╭──

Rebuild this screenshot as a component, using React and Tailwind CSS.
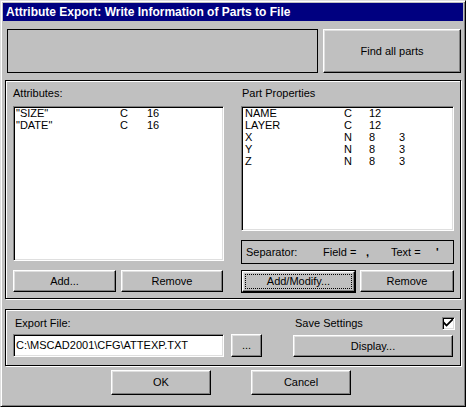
import React from 'react';

const bevel =
  'flex items-center justify-center bg-[#c0c0c0] border border-t-white border-l-white border-r-black border-b-black shadow-[inset_-1px_-1px_0_#808080,inset_1px_1px_0_#dfdfdf] text-black';
const sunken =
  'bg-white border border-t-[#808080] border-l-[#808080] border-r-white border-b-white shadow-[inset_1px_1px_0_#000,inset_-1px_-1px_0_#dfdfdf]';
const group =
  'border border-black shadow-[inset_1px_1px_0_#fff,1px_1px_0_#fff]';

const attributes = [
  ['"SIZE"', 'C', '16'],
  ['"DATE"', 'C', '16'],
];

const properties = [
  ['NAME', 'C', '12', ''],
  ['LAYER', 'C', '12', ''],
  ['X', 'N', '8', '3'],
  ['Y', 'N', '8', '3'],
  ['Z', 'N', '8', '3'],
];

function Button({ className = '', children }) {
  return <div className={`${bevel} ${className}`}>{children}</div>;
}

function App() {
  return (
    <div className="w-[466px] h-[407px] bg-[#c0c0c0] border border-t-[#dfdfdf] border-l-[#dfdfdf] border-r-black border-b-black shadow-[inset_1px_1px_0_#fff,inset_-1px_-1px_0_#808080] p-[2px] flex flex-col font-['Liberation_Sans',Arial,sans-serif] text-[11px] leading-[13px] text-black select-none">
      {/* title bar */}
      <div className="h-[18px] bg-[#000080] text-white font-bold text-[12px] pl-[3px] flex items-center">
        Attribute Export: Write Information of Parts to File
      </div>

      {/* top row */}
      <div className="mt-[8px] h-[44px] flex">
        <div className="ml-[4px] w-[311px] border border-black" />
        <Button className="ml-[5px] w-[138px]">Find all parts</Button>
      </div>

      {/* main group */}
      <div className={`mt-[7px] mx-[2px] h-[219px] ${group} flex pt-[6px] pl-[7px]`}>
        <div className="w-[211px] flex flex-col">
          <div className="h-[13px]">Attributes:</div>
          <div className={`mt-[6px] h-[155px] ${sunken} pl-[2px] leading-[12px]`}>
            {attributes.map((row) => (
              <div key={row[0]} className="flex">
                <span className="w-[104px]">{row[0]}</span>
                <span className="w-[27px]">{row[1]}</span>
                <span>{row[2]}</span>
              </div>
            ))}
          </div>
          <div className="mt-[9px] flex">
            <Button className="w-[103px] h-[22px]">Add...</Button>
            <Button className="ml-[5px] w-[102px] h-[22px]">Remove</Button>
          </div>
        </div>

        <div className="ml-[17px] w-[213px] flex flex-col">
          <div className="h-[13px] pl-[1px]">Part Properties</div>
          <div className={`mt-[6px] h-[125px] ${sunken} pl-[3px] leading-[12px]`}>
            {properties.map((row) => (
              <div key={row[0]} className="flex">
                <span className="w-[99px]">{row[0]}</span>
                <span className="w-[25px]">{row[1]}</span>
                <span className="w-[30px]">{row[2]}</span>
                <span>{row[3]}</span>
              </div>
            ))}
          </div>
          <div className="mt-[9px] h-[24px] border border-black flex items-center pl-[4px]">
            <span className="w-[77px]">Separator:</span>
            <span className="w-[43px]">Field =</span>
            <span className="w-[25px] font-bold">,</span>
            <span className="w-[45px]">Text =</span>
            <span className="font-bold">'</span>
          </div>
          <div className="mt-[6px] flex">
            <div className="w-[115px] h-[23px] border border-black flex">
              <div className={`${bevel} flex-1 p-[2px]`}>
                <span className="flex-1 self-stretch flex items-center justify-center border border-dotted border-black">
                  Add/Modify...
                </span>
              </div>
            </div>
            <Button className="ml-[4px] w-[94px] h-[22px]">Remove</Button>
          </div>
        </div>
      </div>

      {/* export group */}
      <div className={`mt-[10px] mx-[2px] h-[57px] ${group} flex flex-col pl-[7px] pt-[7px]`}>
        <div className="flex h-[13px]">
          <span className="ml-[2px] w-[280px]">Export File:</span>
          <span>Save Settings</span>
          <span className={`ml-[79px] w-[13px] h-[13px] ${sunken} flex items-center justify-center`}>
            <svg width="9" height="9" viewBox="0 0 7 7">
              <path d="M0 2 L0 4 L2 6 L7 1 L7 -1 L2 4 Z" fill="#000" />
            </svg>
          </span>
        </div>
        <div className="mt-[4px] flex">
          <div className={`w-[211px] h-[23px] ${sunken} flex items-center pl-[2px]`}>
            C:\MSCAD2001\CFG\ATTEXP.TXT
          </div>
          <Button className="ml-[7px] w-[31px] h-[23px]">...</Button>
          <Button className="ml-[31px] w-[160px] h-[22px] mt-[1px]">Display...</Button>
        </div>
      </div>

      {/* dialog buttons */}
      <div className="mt-[4px] flex">
        <Button className="ml-[108px] w-[100px] h-[25px]">OK</Button>
        <Button className="ml-[40px] w-[100px] h-[25px]">Cancel</Button>
      </div>
    </div>
  );
}

export default App;
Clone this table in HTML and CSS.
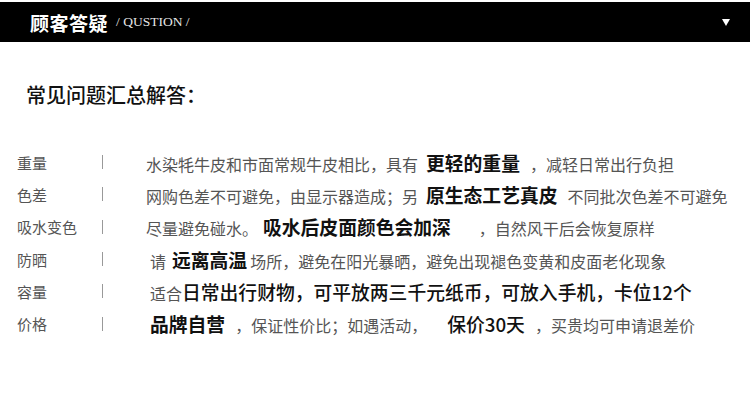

╰──

Work instructions:
Reproduce the full material exactly, excluding the pictures.

Response below:
Rebuild this screenshot as a component, using React and Tailwind CSS.
import React from 'react';

const bevel =
  'flex items-center justify-center bg-[#c0c0c0] border border-t-white border-l-white border-r-black border-b-black shadow-[inset_-1px_-1px_0_#808080,inset_1px_1px_0_#dfdfdf] text-black';
const sunken =
  'bg-white border border-t-[#808080] border-l-[#808080] border-r-white border-b-white shadow-[inset_1px_1px_0_#000,inset_-1px_-1px_0_#dfdfdf]';
const group =
  'border border-black shadow-[inset_1px_1px_0_#fff,1px_1px_0_#fff]';

const attributes = [
  ['"SIZE"', 'C', '16'],
  ['"DATE"', 'C', '16'],
];

const properties = [
  ['NAME', 'C', '12', ''],
  ['LAYER', 'C', '12', ''],
  ['X', 'N', '8', '3'],
  ['Y', 'N', '8', '3'],
  ['Z', 'N', '8', '3'],
];

function Button({ className = '', children }) {
  return <div className={`${bevel} ${className}`}>{children}</div>;
}

function App() {
  return (
    <div className="w-[466px] h-[407px] bg-[#c0c0c0] border border-t-[#dfdfdf] border-l-[#dfdfdf] border-r-black border-b-black shadow-[inset_1px_1px_0_#fff,inset_-1px_-1px_0_#808080] p-[2px] flex flex-col font-['Liberation_Sans',Arial,sans-serif] text-[11px] leading-[13px] text-black select-none">
      {/* title bar */}
      <div className="h-[18px] bg-[#000080] text-white font-bold text-[12px] pl-[3px] flex items-center">
        Attribute Export: Write Information of Parts to File
      </div>

      {/* top row */}
      <div className="mt-[8px] h-[44px] flex">
        <div className="ml-[4px] w-[311px] border border-black" />
        <Button className="ml-[5px] w-[138px]">Find all parts</Button>
      </div>

      {/* main group */}
      <div className={`mt-[7px] mx-[2px] h-[219px] ${group} flex pt-[6px] pl-[7px]`}>
        <div className="w-[211px] flex flex-col">
          <div className="h-[13px]">Attributes:</div>
          <div className={`mt-[6px] h-[155px] ${sunken} pl-[2px] leading-[12px]`}>
            {attributes.map((row) => (
              <div key={row[0]} className="flex">
                <span className="w-[104px]">{row[0]}</span>
                <span className="w-[27px]">{row[1]}</span>
                <span>{row[2]}</span>
              </div>
            ))}
          </div>
          <div className="mt-[9px] flex">
            <Button className="w-[103px] h-[22px]">Add...</Button>
            <Button className="ml-[5px] w-[102px] h-[22px]">Remove</Button>
          </div>
        </div>

        <div className="ml-[17px] w-[213px] flex flex-col">
          <div className="h-[13px] pl-[1px]">Part Properties</div>
          <div className={`mt-[6px] h-[125px] ${sunken} pl-[3px] leading-[12px]`}>
            {properties.map((row) => (
              <div key={row[0]} className="flex">
                <span className="w-[99px]">{row[0]}</span>
                <span className="w-[25px]">{row[1]}</span>
                <span className="w-[30px]">{row[2]}</span>
                <span>{row[3]}</span>
              </div>
            ))}
          </div>
          <div className="mt-[9px] h-[24px] border border-black flex items-center pl-[4px]">
            <span className="w-[77px]">Separator:</span>
            <span className="w-[43px]">Field =</span>
            <span className="w-[25px] font-bold">,</span>
            <span className="w-[45px]">Text =</span>
            <span className="font-bold">'</span>
          </div>
          <div className="mt-[6px] flex">
            <div className="w-[115px] h-[23px] border border-black flex">
              <div className={`${bevel} flex-1 p-[2px]`}>
                <span className="flex-1 self-stretch flex items-center justify-center border border-dotted border-black">
                  Add/Modify...
                </span>
              </div>
            </div>
            <Button className="ml-[4px] w-[94px] h-[22px]">Remove</Button>
          </div>
        </div>
      </div>

      {/* export group */}
      <div className={`mt-[10px] mx-[2px] h-[57px] ${group} flex flex-col pl-[7px] pt-[7px]`}>
        <div className="flex h-[13px]">
          <span className="ml-[2px] w-[280px]">Export File:</span>
          <span>Save Settings</span>
          <span className={`ml-[79px] w-[13px] h-[13px] ${sunken} flex items-center justify-center`}>
            <svg width="9" height="9" viewBox="0 0 7 7">
              <path d="M0 2 L0 4 L2 6 L7 1 L7 -1 L2 4 Z" fill="#000" />
            </svg>
          </span>
        </div>
        <div className="mt-[4px] flex">
          <div className={`w-[211px] h-[23px] ${sunken} flex items-center pl-[2px]`}>
            C:\MSCAD2001\CFG\ATTEXP.TXT
          </div>
          <Button className="ml-[7px] w-[31px] h-[23px]">...</Button>
          <Button className="ml-[31px] w-[160px] h-[22px] mt-[1px]">Display...</Button>
        </div>
      </div>

      {/* dialog buttons */}
      <div className="mt-[4px] flex">
        <Button className="ml-[108px] w-[100px] h-[25px]">OK</Button>
        <Button className="ml-[40px] w-[100px] h-[25px]">Cancel</Button>
      </div>
    </div>
  );
}

export default App;
Clone this table in HTML and CSS.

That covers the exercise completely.